▶ [Available data]:
.....
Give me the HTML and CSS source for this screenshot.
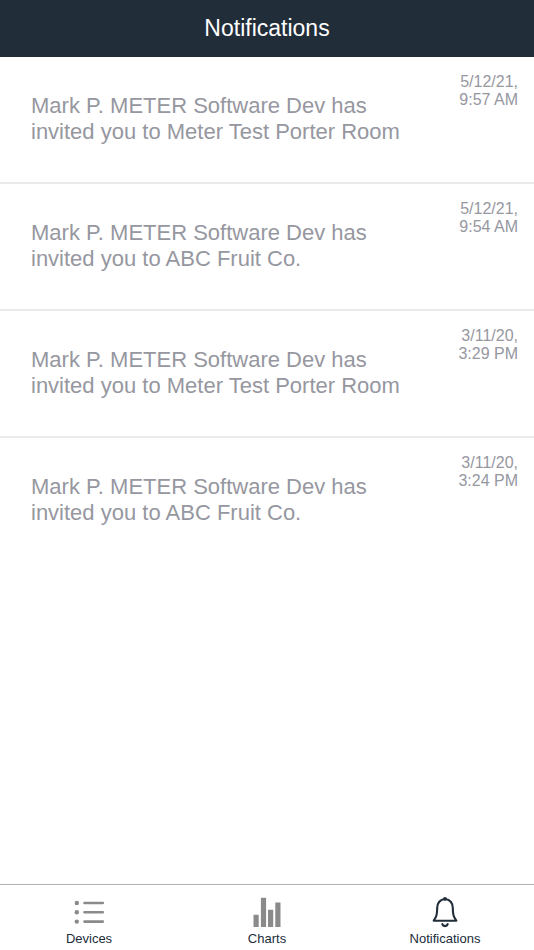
FILE: index.html
```html
<!DOCTYPE html>
<html lang="en">
<head>
<meta charset="utf-8">
<meta name="viewport" content="width=device-width, initial-scale=1">
<title>Notifications</title>
<link rel="stylesheet" href="styles.css">
</head>
<body>
<header class="header"><h1>Notifications</h1></header>
<main class="content">
  <ul class="list">
    <li class="item">
      <p class="message">Mark P. METER Software Dev has invited you to Meter Test Porter Room</p>
      <time class="time">5/12/21, 9:57 AM</time>
    </li>
    <li class="item">
      <p class="message">Mark P. METER Software Dev has invited you to ABC Fruit Co.</p>
      <time class="time">5/12/21, 9:54 AM</time>
    </li>
    <li class="item">
      <p class="message">Mark P. METER Software Dev has invited you to Meter Test Porter Room</p>
      <time class="time">3/11/20, 3:29 PM</time>
    </li>
    <li class="item">
      <p class="message">Mark P. METER Software Dev has invited you to ABC Fruit Co.</p>
      <time class="time">3/11/20, 3:24 PM</time>
    </li>
  </ul>
</main>
<nav class="tabs">
  <a class="tab" href="#devices">
    <svg class="icon" viewBox="0 0 32 32" aria-hidden="true">
      <g fill="#8a8a8a"><circle cx="3.8" cy="7" r="2.2"/><circle cx="3.8" cy="16.3" r="2.2"/><circle cx="3.8" cy="25.6" r="2.2"/></g>
      <path d="M11.5 7h18.3M11.5 16.3h18.3M11.5 25.6h18.3" fill="none" stroke="#8a8a8a" stroke-width="2.6" stroke-linecap="round"/>
    </svg>
    <span>Devices</span>
  </a>
  <a class="tab" href="#charts">
    <svg class="icon" viewBox="0 0 32 32" aria-hidden="true">
      <path fill="#8a8a8a" d="M2.5 18.7h5.2v12.3h-5.2zM9.9 1.7h5.2v29.3h-5.2zM17 13.7h5.2v17.3h-5.2zM24.3 6.5h5.2v24.5h-5.2z"/>
    </svg>
    <span>Charts</span>
  </a>
  <a class="tab" href="#notifications" aria-current="page">
    <svg class="icon" viewBox="0 0 32 32" aria-hidden="true">
      <path fill="none" stroke="#222d3a" stroke-width="2.1" stroke-linejoin="round" stroke-linecap="round" d="M16 3C11 3.600 8.300 7.300 8.200 12 8.100 18.500 7.600 20.500 4.700 24.700H27.300C24.400 20.500 23.900 18.500 23.800 12 23.700 7.300 21 3.600 16 3z"/>
      <circle cx="16" cy="2.800" r="1.900" fill="#222d3a"/>
      <path fill="none" stroke="#222d3a" stroke-width="2.200" stroke-linecap="round" d="M13.300 28.200c.9 2.500 4.500 2.500 5.400 0"/>
    </svg>
    <span>Notifications</span>
  </a>
</nav>
</body>
</html>
```
FILE: styles.css
```css
* { box-sizing: border-box; }
body {
  margin: 0;
  min-height: 100vh;
  display: flex;
  flex-direction: column;
  background: #fff;
  font-family: "Liberation Sans", Arial, sans-serif;
}
.header {
  background: #222d3a;
  color: #fff;
  padding: 14px 16px 15px;
  text-align: center;
}
.header h1 { margin: 0; font-size: 23px; line-height: 28px; font-weight: 400; }
.content { flex: 1; }
.list { list-style: none; margin: 0; padding: 0; }
.item {
  display: flex;
  justify-content: space-between;
  gap: 16px;
  padding: 16px 16px 37px 31px;
  border-bottom: 2px solid #ebebeb;
  color: #96979f;
}
.item:last-child { border-bottom: 0; }
.message { margin: 20px 0 0; max-width: 380px; font-size: 22px; line-height: 26px; }
.time { flex: none; width: 64px; text-align: right; font-size: 16px; line-height: 18px; }
.tabs { display: flex; border-top: 1px solid #b2b2b2; }
.tab {
  flex: 1;
  display: flex;
  flex-direction: column;
  align-items: center;
  gap: 3px;
  padding: 11px 0 4px;
  color: #222d3a;
  font-size: 13px;
  line-height: 15px;
  text-decoration: none;
}
.icon { width: 32px; height: 32px; }
```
.....
▶ [Exercise task]:
Set the pictures aside and transcribe the data above exactly.

▶ [Complete output]:
Give me the HTML and CSS source for this screenshot.
FILE: index.html
```html
<!DOCTYPE html>
<html lang="en">
<head>
<meta charset="utf-8">
<meta name="viewport" content="width=device-width, initial-scale=1">
<title>Notifications</title>
<link rel="stylesheet" href="styles.css">
</head>
<body>
<header class="header"><h1>Notifications</h1></header>
<main class="content">
  <ul class="list">
    <li class="item">
      <p class="message">Mark P. METER Software Dev has invited you to Meter Test Porter Room</p>
      <time class="time">5/12/21, 9:57 AM</time>
    </li>
    <li class="item">
      <p class="message">Mark P. METER Software Dev has invited you to ABC Fruit Co.</p>
      <time class="time">5/12/21, 9:54 AM</time>
    </li>
    <li class="item">
      <p class="message">Mark P. METER Software Dev has invited you to Meter Test Porter Room</p>
      <time class="time">3/11/20, 3:29 PM</time>
    </li>
    <li class="item">
      <p class="message">Mark P. METER Software Dev has invited you to ABC Fruit Co.</p>
      <time class="time">3/11/20, 3:24 PM</time>
    </li>
  </ul>
</main>
<nav class="tabs">
  <a class="tab" href="#devices">
    <svg class="icon" viewBox="0 0 32 32" aria-hidden="true">
      <g fill="#8a8a8a"><circle cx="3.8" cy="7" r="2.2"/><circle cx="3.8" cy="16.3" r="2.2"/><circle cx="3.8" cy="25.6" r="2.2"/></g>
      <path d="M11.5 7h18.3M11.5 16.3h18.3M11.5 25.6h18.3" fill="none" stroke="#8a8a8a" stroke-width="2.6" stroke-linecap="round"/>
    </svg>
    <span>Devices</span>
  </a>
  <a class="tab" href="#charts">
    <svg class="icon" viewBox="0 0 32 32" aria-hidden="true">
      <path fill="#8a8a8a" d="M2.5 18.7h5.2v12.3h-5.2zM9.9 1.7h5.2v29.3h-5.2zM17 13.7h5.2v17.3h-5.2zM24.3 6.5h5.2v24.5h-5.2z"/>
    </svg>
    <span>Charts</span>
  </a>
  <a class="tab" href="#notifications" aria-current="page">
    <svg class="icon" viewBox="0 0 32 32" aria-hidden="true">
      <path fill="none" stroke="#222d3a" stroke-width="2.1" stroke-linejoin="round" stroke-linecap="round" d="M16 3C11 3.600 8.300 7.300 8.200 12 8.100 18.500 7.600 20.500 4.700 24.700H27.300C24.400 20.500 23.900 18.500 23.800 12 23.700 7.300 21 3.600 16 3z"/>
      <circle cx="16" cy="2.800" r="1.900" fill="#222d3a"/>
      <path fill="none" stroke="#222d3a" stroke-width="2.200" stroke-linecap="round" d="M13.300 28.200c.9 2.500 4.500 2.500 5.400 0"/>
    </svg>
    <span>Notifications</span>
  </a>
</nav>
</body>
</html>
```
FILE: styles.css
```css
* { box-sizing: border-box; }
body {
  margin: 0;
  min-height: 100vh;
  display: flex;
  flex-direction: column;
  background: #fff;
  font-family: "Liberation Sans", Arial, sans-serif;
}
.header {
  background: #222d3a;
  color: #fff;
  padding: 14px 16px 15px;
  text-align: center;
}
.header h1 { margin: 0; font-size: 23px; line-height: 28px; font-weight: 400; }
.content { flex: 1; }
.list { list-style: none; margin: 0; padding: 0; }
.item {
  display: flex;
  justify-content: space-between;
  gap: 16px;
  padding: 16px 16px 37px 31px;
  border-bottom: 2px solid #ebebeb;
  color: #96979f;
}
.item:last-child { border-bottom: 0; }
.message { margin: 20px 0 0; max-width: 380px; font-size: 22px; line-height: 26px; }
.time { flex: none; width: 64px; text-align: right; font-size: 16px; line-height: 18px; }
.tabs { display: flex; border-top: 1px solid #b2b2b2; }
.tab {
  flex: 1;
  display: flex;
  flex-direction: column;
  align-items: center;
  gap: 3px;
  padding: 11px 0 4px;
  color: #222d3a;
  font-size: 13px;
  line-height: 15px;
  text-decoration: none;
}
.icon { width: 32px; height: 32px; }
```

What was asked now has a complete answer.